┌──

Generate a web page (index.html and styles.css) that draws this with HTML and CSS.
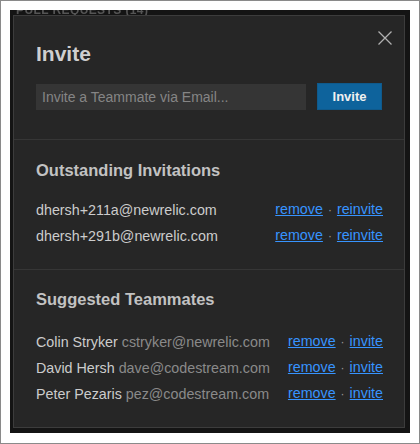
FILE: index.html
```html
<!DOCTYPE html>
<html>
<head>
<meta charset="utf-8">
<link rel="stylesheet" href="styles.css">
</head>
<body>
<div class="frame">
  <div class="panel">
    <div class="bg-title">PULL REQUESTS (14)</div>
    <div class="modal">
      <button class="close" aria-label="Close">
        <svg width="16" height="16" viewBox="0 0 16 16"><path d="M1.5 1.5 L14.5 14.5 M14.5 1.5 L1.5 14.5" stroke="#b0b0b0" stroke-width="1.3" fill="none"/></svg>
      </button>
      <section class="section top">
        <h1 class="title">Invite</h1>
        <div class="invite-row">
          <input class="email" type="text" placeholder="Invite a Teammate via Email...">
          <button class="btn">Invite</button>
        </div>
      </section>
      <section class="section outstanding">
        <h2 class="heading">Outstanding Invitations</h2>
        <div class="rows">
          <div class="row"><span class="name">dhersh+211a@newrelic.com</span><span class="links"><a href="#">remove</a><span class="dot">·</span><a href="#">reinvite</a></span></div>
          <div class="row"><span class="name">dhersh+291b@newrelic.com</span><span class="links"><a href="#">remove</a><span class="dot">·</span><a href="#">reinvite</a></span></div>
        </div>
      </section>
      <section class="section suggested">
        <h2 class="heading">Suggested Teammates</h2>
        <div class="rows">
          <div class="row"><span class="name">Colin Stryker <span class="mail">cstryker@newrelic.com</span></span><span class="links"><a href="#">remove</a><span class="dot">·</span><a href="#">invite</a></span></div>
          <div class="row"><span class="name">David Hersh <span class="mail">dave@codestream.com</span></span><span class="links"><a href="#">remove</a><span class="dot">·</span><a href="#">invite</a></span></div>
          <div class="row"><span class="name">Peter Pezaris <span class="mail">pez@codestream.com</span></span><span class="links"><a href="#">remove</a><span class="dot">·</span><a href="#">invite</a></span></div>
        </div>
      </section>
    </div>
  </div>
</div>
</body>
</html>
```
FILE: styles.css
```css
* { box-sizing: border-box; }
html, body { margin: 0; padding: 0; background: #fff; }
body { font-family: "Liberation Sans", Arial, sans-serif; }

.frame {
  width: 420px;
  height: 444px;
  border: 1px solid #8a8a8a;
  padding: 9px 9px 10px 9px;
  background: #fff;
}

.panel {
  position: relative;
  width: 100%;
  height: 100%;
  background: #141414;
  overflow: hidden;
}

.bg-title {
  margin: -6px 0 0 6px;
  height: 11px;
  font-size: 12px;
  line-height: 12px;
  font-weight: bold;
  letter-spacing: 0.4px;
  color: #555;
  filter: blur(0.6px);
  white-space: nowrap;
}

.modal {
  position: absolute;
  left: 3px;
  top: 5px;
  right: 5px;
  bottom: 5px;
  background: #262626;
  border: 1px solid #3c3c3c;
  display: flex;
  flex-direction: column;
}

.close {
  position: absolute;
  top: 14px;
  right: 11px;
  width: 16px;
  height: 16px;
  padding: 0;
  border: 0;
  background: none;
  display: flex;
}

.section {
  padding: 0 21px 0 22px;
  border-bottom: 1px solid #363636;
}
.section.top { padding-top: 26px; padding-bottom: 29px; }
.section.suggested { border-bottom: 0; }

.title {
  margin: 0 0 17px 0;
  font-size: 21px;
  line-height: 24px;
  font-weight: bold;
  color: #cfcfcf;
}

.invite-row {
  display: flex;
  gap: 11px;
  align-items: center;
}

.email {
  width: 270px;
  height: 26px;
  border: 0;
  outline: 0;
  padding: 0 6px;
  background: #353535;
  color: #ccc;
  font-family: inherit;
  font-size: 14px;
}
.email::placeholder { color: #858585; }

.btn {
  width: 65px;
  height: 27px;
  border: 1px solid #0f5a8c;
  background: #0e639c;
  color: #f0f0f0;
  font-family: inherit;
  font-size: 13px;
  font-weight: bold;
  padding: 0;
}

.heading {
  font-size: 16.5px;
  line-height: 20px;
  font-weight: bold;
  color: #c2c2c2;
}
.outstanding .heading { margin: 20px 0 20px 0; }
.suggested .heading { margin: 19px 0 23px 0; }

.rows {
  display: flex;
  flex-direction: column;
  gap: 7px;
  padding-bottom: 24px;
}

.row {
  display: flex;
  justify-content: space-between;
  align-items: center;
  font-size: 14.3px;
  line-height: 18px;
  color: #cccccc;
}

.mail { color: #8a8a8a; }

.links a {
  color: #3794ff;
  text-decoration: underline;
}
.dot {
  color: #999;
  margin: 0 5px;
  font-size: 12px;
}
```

└──

#### [Exercise requirements]
Leave the pictures out and copy the rest of the data exactly.

#### [Task result]
Generate a web page (index.html and styles.css) that draws this with HTML and CSS.
FILE: index.html
```html
<!DOCTYPE html>
<html>
<head>
<meta charset="utf-8">
<link rel="stylesheet" href="styles.css">
</head>
<body>
<div class="frame">
  <div class="panel">
    <div class="bg-title">PULL REQUESTS (14)</div>
    <div class="modal">
      <button class="close" aria-label="Close">
        <svg width="16" height="16" viewBox="0 0 16 16"><path d="M1.5 1.5 L14.5 14.5 M14.5 1.5 L1.5 14.5" stroke="#b0b0b0" stroke-width="1.3" fill="none"/></svg>
      </button>
      <section class="section top">
        <h1 class="title">Invite</h1>
        <div class="invite-row">
          <input class="email" type="text" placeholder="Invite a Teammate via Email...">
          <button class="btn">Invite</button>
        </div>
      </section>
      <section class="section outstanding">
        <h2 class="heading">Outstanding Invitations</h2>
        <div class="rows">
          <div class="row"><span class="name">dhersh+211a@newrelic.com</span><span class="links"><a href="#">remove</a><span class="dot">·</span><a href="#">reinvite</a></span></div>
          <div class="row"><span class="name">dhersh+291b@newrelic.com</span><span class="links"><a href="#">remove</a><span class="dot">·</span><a href="#">reinvite</a></span></div>
        </div>
      </section>
      <section class="section suggested">
        <h2 class="heading">Suggested Teammates</h2>
        <div class="rows">
          <div class="row"><span class="name">Colin Stryker <span class="mail">cstryker@newrelic.com</span></span><span class="links"><a href="#">remove</a><span class="dot">·</span><a href="#">invite</a></span></div>
          <div class="row"><span class="name">David Hersh <span class="mail">dave@codestream.com</span></span><span class="links"><a href="#">remove</a><span class="dot">·</span><a href="#">invite</a></span></div>
          <div class="row"><span class="name">Peter Pezaris <span class="mail">pez@codestream.com</span></span><span class="links"><a href="#">remove</a><span class="dot">·</span><a href="#">invite</a></span></div>
        </div>
      </section>
    </div>
  </div>
</div>
</body>
</html>
```
FILE: styles.css
```css
* { box-sizing: border-box; }
html, body { margin: 0; padding: 0; background: #fff; }
body { font-family: "Liberation Sans", Arial, sans-serif; }

.frame {
  width: 420px;
  height: 444px;
  border: 1px solid #8a8a8a;
  padding: 9px 9px 10px 9px;
  background: #fff;
}

.panel {
  position: relative;
  width: 100%;
  height: 100%;
  background: #141414;
  overflow: hidden;
}

.bg-title {
  margin: -6px 0 0 6px;
  height: 11px;
  font-size: 12px;
  line-height: 12px;
  font-weight: bold;
  letter-spacing: 0.4px;
  color: #555;
  filter: blur(0.6px);
  white-space: nowrap;
}

.modal {
  position: absolute;
  left: 3px;
  top: 5px;
  right: 5px;
  bottom: 5px;
  background: #262626;
  border: 1px solid #3c3c3c;
  display: flex;
  flex-direction: column;
}

.close {
  position: absolute;
  top: 14px;
  right: 11px;
  width: 16px;
  height: 16px;
  padding: 0;
  border: 0;
  background: none;
  display: flex;
}

.section {
  padding: 0 21px 0 22px;
  border-bottom: 1px solid #363636;
}
.section.top { padding-top: 26px; padding-bottom: 29px; }
.section.suggested { border-bottom: 0; }

.title {
  margin: 0 0 17px 0;
  font-size: 21px;
  line-height: 24px;
  font-weight: bold;
  color: #cfcfcf;
}

.invite-row {
  display: flex;
  gap: 11px;
  align-items: center;
}

.email {
  width: 270px;
  height: 26px;
  border: 0;
  outline: 0;
  padding: 0 6px;
  background: #353535;
  color: #ccc;
  font-family: inherit;
  font-size: 14px;
}
.email::placeholder { color: #858585; }

.btn {
  width: 65px;
  height: 27px;
  border: 1px solid #0f5a8c;
  background: #0e639c;
  color: #f0f0f0;
  font-family: inherit;
  font-size: 13px;
  font-weight: bold;
  padding: 0;
}

.heading {
  font-size: 16.5px;
  line-height: 20px;
  font-weight: bold;
  color: #c2c2c2;
}
.outstanding .heading { margin: 20px 0 20px 0; }
.suggested .heading { margin: 19px 0 23px 0; }

.rows {
  display: flex;
  flex-direction: column;
  gap: 7px;
  padding-bottom: 24px;
}

.row {
  display: flex;
  justify-content: space-between;
  align-items: center;
  font-size: 14.3px;
  line-height: 18px;
  color: #cccccc;
}

.mail { color: #8a8a8a; }

.links a {
  color: #3794ff;
  text-decoration: underline;
}
.dot {
  color: #999;
  margin: 0 5px;
  font-size: 12px;
}
```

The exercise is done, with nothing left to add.